Un mundo que, sin embargo, nos ha hecho descubrir la que Malraux considera la verdadera definición del artista, creador o no: “Es artista aquel para quien el arte es necesario”. Un mundo que por abuso de la forma como mero procedimiento, revela la verdadera naturaleza de la forma artística: no ornato, sino el enigma fundamental que plantea el arte: lo que separa la creación de la Creación.
Esta es la última lección de André Malraux intérprete, traductor. Nos enfrenta con una época en que los significados tradicionales parecen haber perdido significación, nos enfrenta con un mundo tiranizado por los medios de comunicación donde nadie tiene nada que decir ni nada que oír, pero que emprende una vez más la busca del sentido. Octavio Paz lo definió en términos parecidos: “El arte moderno es la destrucción del significado —o sea: de la comunicación— pero es asimismo búsqueda de la significación. Quizá esta exploración terminará por descubrir que el no-significado es idéntico al significado...” Es curioso que, a diferencia de Octavio Paz y otros pensadores que denuncian la veneración del tiempo rectilíneo, la exaltación del futuro que nunca llega y sacrifica el presente, Malraux no haya destacado la función de la poesía, ámbito donde se da siempre la mayor empresa en pos del nuevo significado.
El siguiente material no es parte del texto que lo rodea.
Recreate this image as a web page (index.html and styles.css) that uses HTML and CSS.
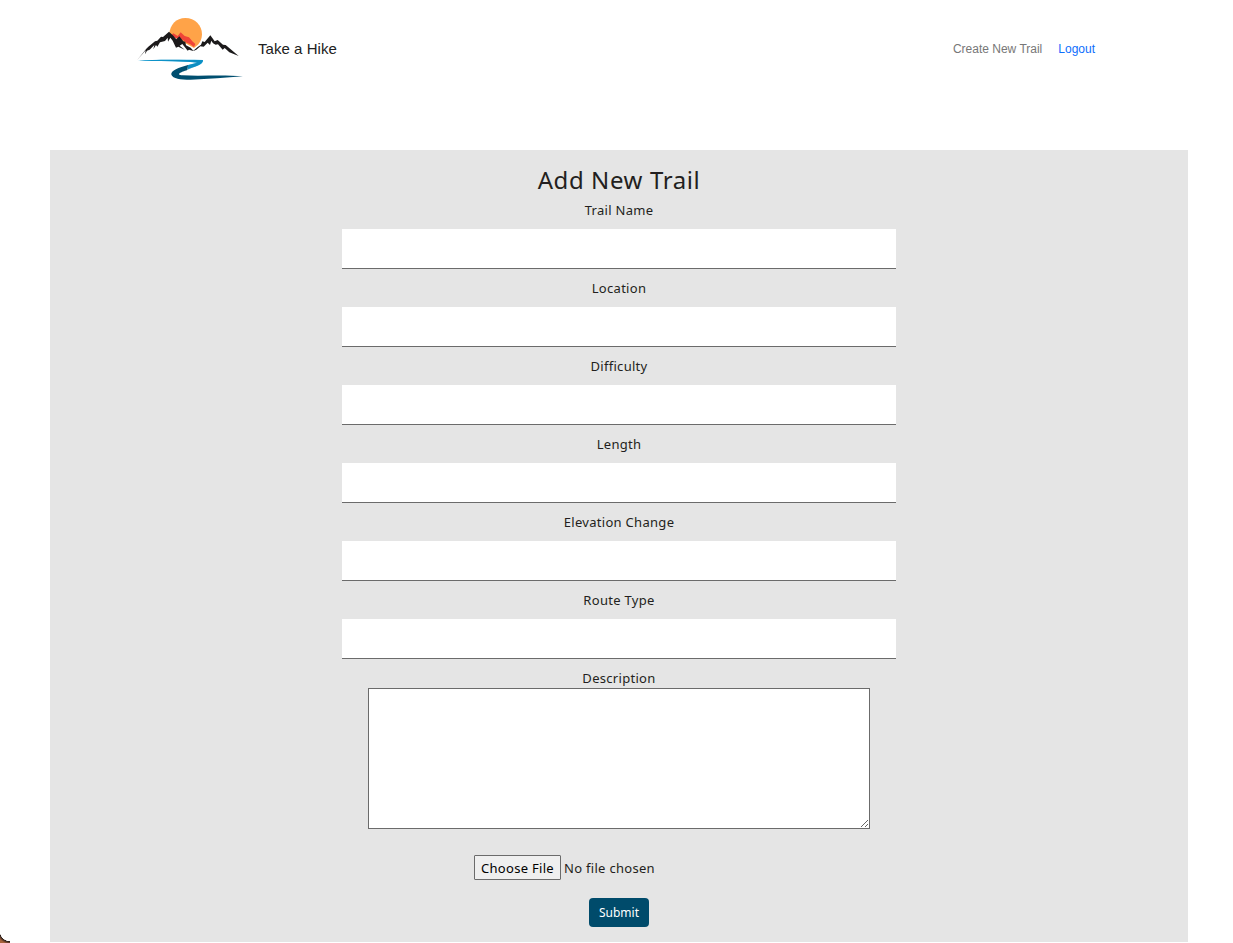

Pero Malraux logra hacemos ver que, víctimas de la noción trascendentalista de una Historia única que nos engloba y diluye como individuos, y a la vez angustiados por la amenaza del fin de nuestra historia, debemos entender que existe una diversidad de historias que son otras tantas maneras de vivir la temporalidad, es decir, la permanente metamorfosis de la relación entre el hombre y el sentido.

Palabras leídas durante el homenaje a André Malraux organizado por la Embajada de Francia en la 3ª Feria Internacional del Libro, Buenos Aires, 13 de marzo de 1977 (Revista Sur, enero-junio de 1977).